## Problem requirements
Write out the material again exactly, please, and omit the pictures.

## Provided data
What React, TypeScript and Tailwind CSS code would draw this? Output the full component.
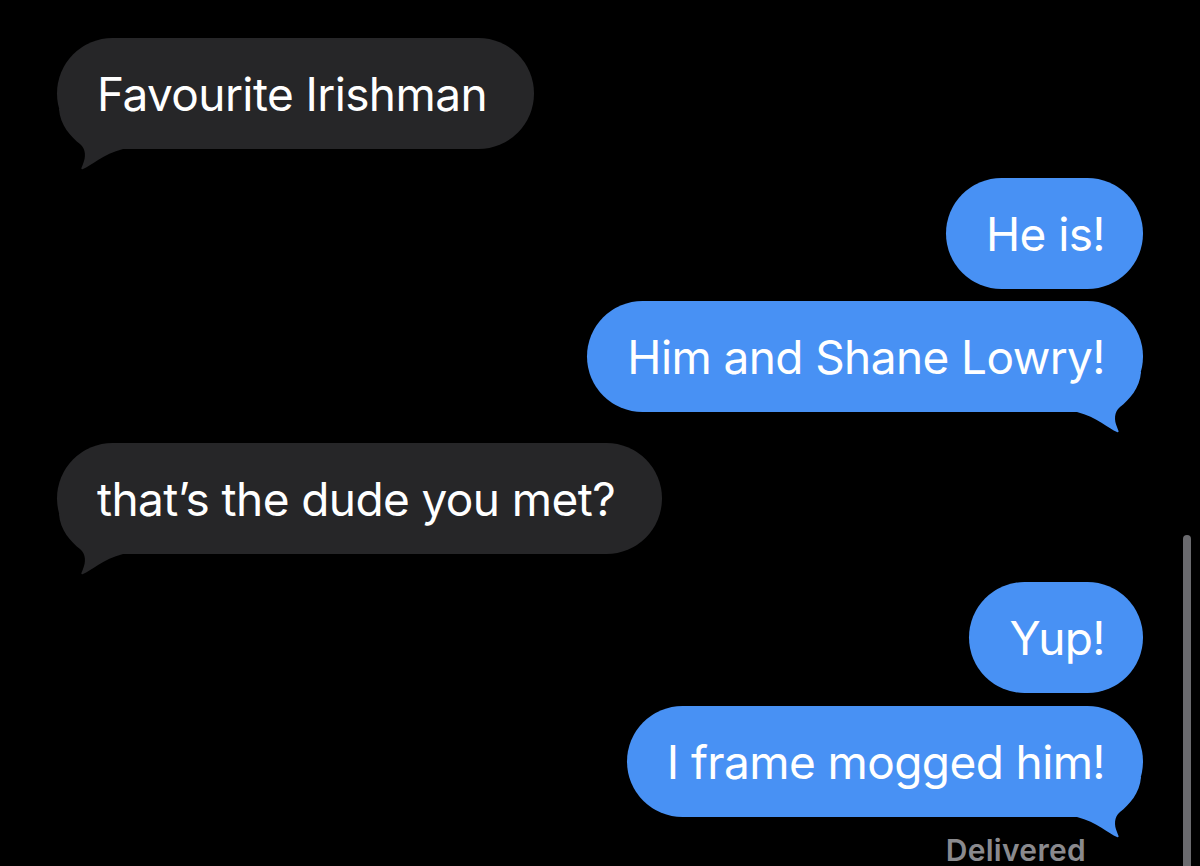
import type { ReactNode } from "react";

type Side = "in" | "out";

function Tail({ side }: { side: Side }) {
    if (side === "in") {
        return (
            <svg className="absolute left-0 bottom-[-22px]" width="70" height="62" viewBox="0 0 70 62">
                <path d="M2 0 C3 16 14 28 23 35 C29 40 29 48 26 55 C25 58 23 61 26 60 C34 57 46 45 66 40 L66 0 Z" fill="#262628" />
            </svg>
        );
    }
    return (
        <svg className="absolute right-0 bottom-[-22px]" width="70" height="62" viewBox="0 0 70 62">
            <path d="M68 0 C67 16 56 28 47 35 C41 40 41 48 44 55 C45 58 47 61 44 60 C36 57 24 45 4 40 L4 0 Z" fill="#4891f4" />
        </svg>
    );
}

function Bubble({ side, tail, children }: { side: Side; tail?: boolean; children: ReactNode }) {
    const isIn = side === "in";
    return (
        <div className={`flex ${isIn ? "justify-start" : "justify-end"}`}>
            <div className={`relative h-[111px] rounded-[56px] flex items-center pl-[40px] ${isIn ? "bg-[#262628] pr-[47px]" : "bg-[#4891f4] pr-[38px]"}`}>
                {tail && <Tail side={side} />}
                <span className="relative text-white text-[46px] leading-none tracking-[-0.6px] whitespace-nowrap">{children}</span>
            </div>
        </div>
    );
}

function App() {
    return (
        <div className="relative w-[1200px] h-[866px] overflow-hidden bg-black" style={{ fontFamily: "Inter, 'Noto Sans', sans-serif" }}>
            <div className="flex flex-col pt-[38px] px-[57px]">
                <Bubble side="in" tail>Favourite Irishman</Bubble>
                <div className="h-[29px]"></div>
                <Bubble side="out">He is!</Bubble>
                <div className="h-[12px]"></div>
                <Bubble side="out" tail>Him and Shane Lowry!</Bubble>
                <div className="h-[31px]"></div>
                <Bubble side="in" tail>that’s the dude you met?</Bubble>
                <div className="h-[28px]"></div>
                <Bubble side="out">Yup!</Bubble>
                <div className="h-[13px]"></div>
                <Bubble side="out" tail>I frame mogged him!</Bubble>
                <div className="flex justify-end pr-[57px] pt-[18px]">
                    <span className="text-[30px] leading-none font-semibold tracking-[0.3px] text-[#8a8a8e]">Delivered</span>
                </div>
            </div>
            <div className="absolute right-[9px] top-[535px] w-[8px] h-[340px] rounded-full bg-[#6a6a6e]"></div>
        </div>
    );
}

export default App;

## Result
What React, TypeScript and Tailwind CSS code would draw this? Output the full component.
import type { ReactNode } from "react";

type Side = "in" | "out";

function Tail({ side }: { side: Side }) {
    if (side === "in") {
        return (
            <svg className="absolute left-0 bottom-[-22px]" width="70" height="62" viewBox="0 0 70 62">
                <path d="M2 0 C3 16 14 28 23 35 C29 40 29 48 26 55 C25 58 23 61 26 60 C34 57 46 45 66 40 L66 0 Z" fill="#262628" />
            </svg>
        );
    }
    return (
        <svg className="absolute right-0 bottom-[-22px]" width="70" height="62" viewBox="0 0 70 62">
            <path d="M68 0 C67 16 56 28 47 35 C41 40 41 48 44 55 C45 58 47 61 44 60 C36 57 24 45 4 40 L4 0 Z" fill="#4891f4" />
        </svg>
    );
}

function Bubble({ side, tail, children }: { side: Side; tail?: boolean; children: ReactNode }) {
    const isIn = side === "in";
    return (
        <div className={`flex ${isIn ? "justify-start" : "justify-end"}`}>
            <div className={`relative h-[111px] rounded-[56px] flex items-center pl-[40px] ${isIn ? "bg-[#262628] pr-[47px]" : "bg-[#4891f4] pr-[38px]"}`}>
                {tail && <Tail side={side} />}
                <span className="relative text-white text-[46px] leading-none tracking-[-0.6px] whitespace-nowrap">{children}</span>
            </div>
        </div>
    );
}

function App() {
    return (
        <div className="relative w-[1200px] h-[866px] overflow-hidden bg-black" style={{ fontFamily: "Inter, 'Noto Sans', sans-serif" }}>
            <div className="flex flex-col pt-[38px] px-[57px]">
                <Bubble side="in" tail>Favourite Irishman</Bubble>
                <div className="h-[29px]"></div>
                <Bubble side="out">He is!</Bubble>
                <div className="h-[12px]"></div>
                <Bubble side="out" tail>Him and Shane Lowry!</Bubble>
                <div className="h-[31px]"></div>
                <Bubble side="in" tail>that’s the dude you met?</Bubble>
                <div className="h-[28px]"></div>
                <Bubble side="out">Yup!</Bubble>
                <div className="h-[13px]"></div>
                <Bubble side="out" tail>I frame mogged him!</Bubble>
                <div className="flex justify-end pr-[57px] pt-[18px]">
                    <span className="text-[30px] leading-none font-semibold tracking-[0.3px] text-[#8a8a8e]">Delivered</span>
                </div>
            </div>
            <div className="absolute right-[9px] top-[535px] w-[8px] h-[340px] rounded-full bg-[#6a6a6e]"></div>
        </div>
    );
}

export default App;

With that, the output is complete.